Switch from SATA-RAID to gmirror?
Ashley Moran
work at ashleymoran.me.uk
Thu Apr 6 20:29:10 UTC 2006
On Apr 06, 2006, at 5:35 pm, Duane Whitty wrote:
> Hi Ashley,
>
> I'm glad things worked well for you. Faith got you this far
> but how long do you want to depend upon it?
>
> A long time ago I was tasked with the administration of some
> HP-UX boxes running on K-series hardware. I didn't setup the
> hardware and I didn't do the system install but I was expected,
> as the systems consultant, to give reasonable assurances that in
> the case of system failure the recovery procedures would work.
> As it turns out I had to also write those procedures. After I did
> so I insisted that a failure be simulated and that it be determined
> whether or not we could recover our operation starting from
> scratch with just our backups and system tapes. After all, there is
> no one easier to fire than a consultant and it's always the
> consultant's
> fault :)
>
> So my recommendation is that you simulate a disk going bad now
> before it happens for real. For instance, what happens if you unplug
> the disk from the controller, or remove its power connection, etc?
>
> Just my $0.02
Duane,
Your $0.02 is probably worth a lot more than that... I'm not in a
hurry to put things to the test but I will eventually. Fortunately,
we've just bought redundant servers for everything (apart from a
Win2k3 server running SQL Server, which cost us more in licensing
than hardware, and which we are unfortunately stuck with for the
foreseeable future). This server is one of them - so even if the
whole array fails, we will have another machine to fall back on. But
when it's settled down, I'll pull the plug on the primary drive and
see if it will reboot. We have two more servers on the way destined
to run Postgres. We've bought them with Areca RAID 6 cards, and I
will definitely enjoy pulling two of the drives just to see what it
does.
Our new policy is redundant EVERYTHING in the live environment.

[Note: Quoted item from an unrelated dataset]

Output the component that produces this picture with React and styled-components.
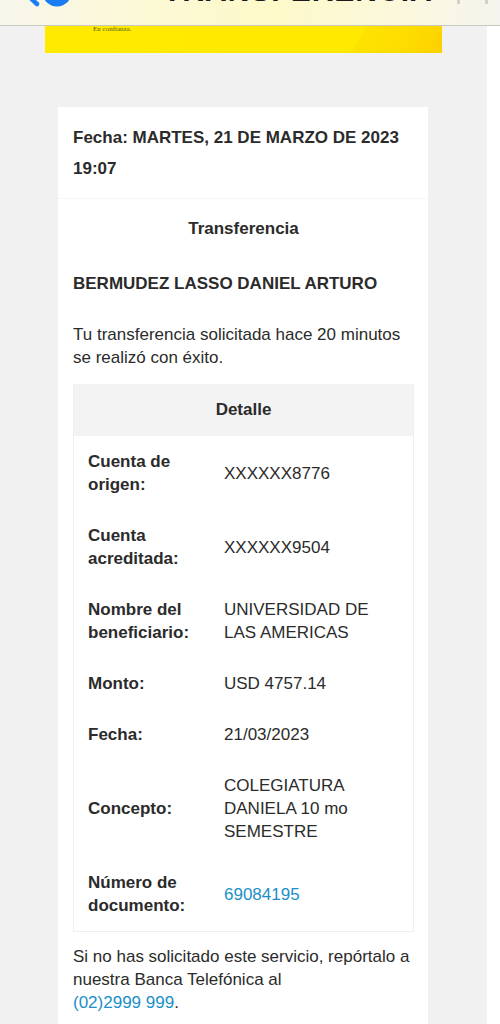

Mainly this is not for the reduced protection from failure, but for
the freedom to take servers offline for upgrades or testing.
Currently we're in a situation where a guy's whole business depends
on a single-disk webserver running Postgres (because it was the only
BSD machine we had at the time), which desperately needs upgrading
for performance tuning, but which we just can't do.